The most revolutionary of these artist ‘peep shows’ was Brunelleschi’s panel showing a painted view of the church of San Giovanni di Firenze, later known as the Florentine Baptistry, as seen from a point about five feet inside the portal of the as yet unfinished cathedral of Florence, Santa Maria del Fiore, across the Piazza del Duomo. According to Brunelleschi’s biographer of the 1480s, Antonio di Tuccio Manetti, in order to constrain the viewer to place his eye at the center of projection, Brunelleschi had made a hole in the panel on which there was this painting;

… which hole was as small as a lentil on the painting side of the panel, and on the back it opened pyramidally, like a woman’s straw hat, to the size of a ducat or a little more. And he wished the eye to be placed at the back, where it was large, by whoever had it to see, with the one hand bringing it close to the eye, and with the other holding a mirror opposite, so that there the painting came to be reflected back; … which on being seen, … it seemed as if the real thing was seen: I have had the painting in my hand and have seen it many times in these days, so I can give testimony.

brunelleschis-experiment

Photography enables us to reprise Brunelleschi’s experiment, in fact to hold and rephotograph a film still in front of the view where the picture was taken and to match its perspective is an ongoing art project, FILMography by Canadian photographer Christopher Moloney that matches scenes from movies with their real-life, present-day locations…

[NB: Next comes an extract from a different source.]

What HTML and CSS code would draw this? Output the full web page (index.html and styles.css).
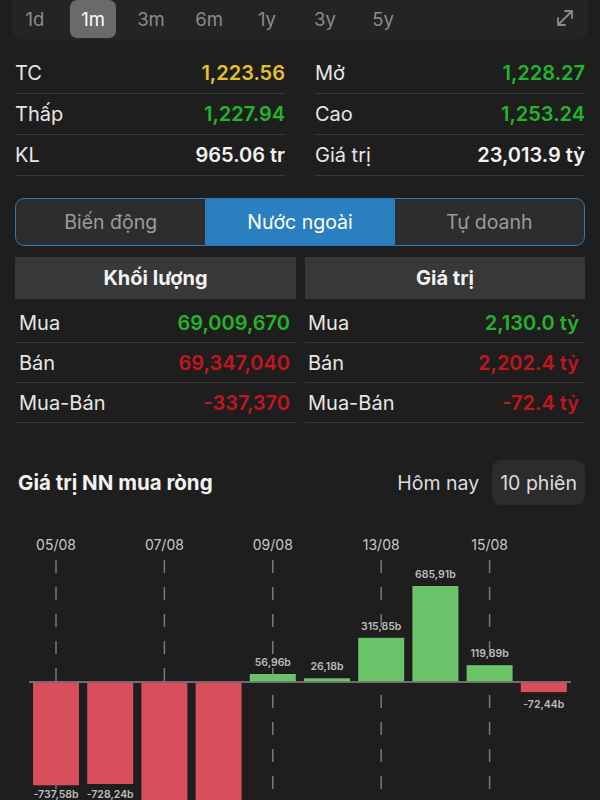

The peep show and the Megalethoscope have evolved and survive today in devices that feed our hunger for spectacle and a desire for a sense of personal presence and ‘virtual’ reality (which is merely an incremental advance on good old ‘realism’) in our movies, video games and interactive immersive 3D headsets, though tellingly, for our jaded and cynical tastes, the motivations of escape and fantasy have displaced curiosity as the driving force.